MATLAB also has a function called lsqminnorm that finds the minimum \(l_2\)–norm solution to \(\mathbf{A}\,\bm{x} = \bm{b}\).

>> A = [-4 9 3 12; -6 1 -5 12];
>> b = [4; 9];
>> x = lsqminnorm(A, b)
x =
   -0.2802
   -0.1625
   -0.3925
    0.4599
>> norm(x)
ans =
    0.6859

6.12.2.2. QR and Under-determined Systems

The QR decomposition is also used to find the least squares solution to under-determined systems. The solution, however, is complicated because the \(\bf{R}\) matrix is not square. So we start with the economy QR decomposition of \(\mathbf{A}^T\) rather than \(\bf{A}\). We will call the factors of \(\mathbf{A}^T\) \(\mathbf{Q}_t\) and \(\mathbf{R}_t\). The orthogonality of \(\mathbf{Q}_t\) and the triangular structure of \(\mathbf{R}_t\) again yield an efficient solution algorithm.

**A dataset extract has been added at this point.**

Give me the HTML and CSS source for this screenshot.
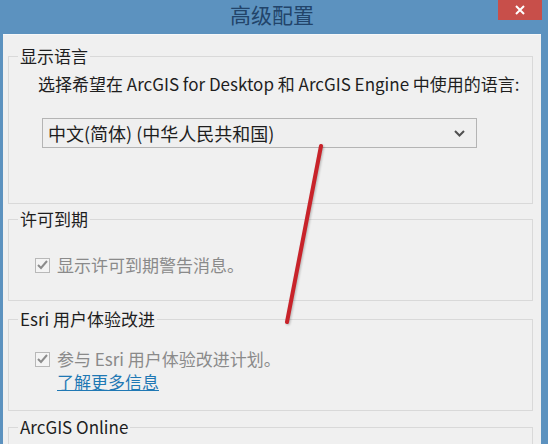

(6.33)\[\begin{split} \begin{aligned} &\mathbf{A}^T = \mathbf{Q}_t\, \mathbf{R}_t \\ &\mathbf{A} = \left(\mathbf{A}^T\right)^T = \left(\mathbf{Q}_t\, \mathbf{R}_t\right)^T = \mathbf{R}_t^T\,\mathbf{Q}_t^T \\ &\mathbf{A}\,\bm{x} = \mathbf{R}_t^T\,\mathbf{Q}_t^T\,\bm{x} \\ &\bm{x} = \mathbf{Q}_t\, \left(\mathbf{R}_t^T\right)^{-1}\,\bm{b} \end{aligned}\end{split}\]
>> A = [-4 9 3 12;
       -6 1 -5 12];
>> b = [4; 9];
>> [Qt, Rt] = qr(A', 0);
>> x = Qt * (Rt'\b)
x =
   -0.2802
   -0.1625
   -0.3925
    0.4599
>> norm(x)
ans =
    0.6859

In addition to minimizing the length of the \(\bm{x}\) vector, we also prefer sparse solutions (lots of zeros). Sparse solutions are especially desired in some machine learning applications. The smallest \(\bm{x}\) in terms of the \(l_1\)-norm is known to be a sparse solution. Numerical methods for finding the sparse \(l_1\)-norm based solution are discussed in CVX for Disciplined Convex Programming and Left-Divide of Under-determined Systems describes how the left-divide operator uses QR factoring to solve under-determined systems such that the solution contains at least \(n-r\) zeros.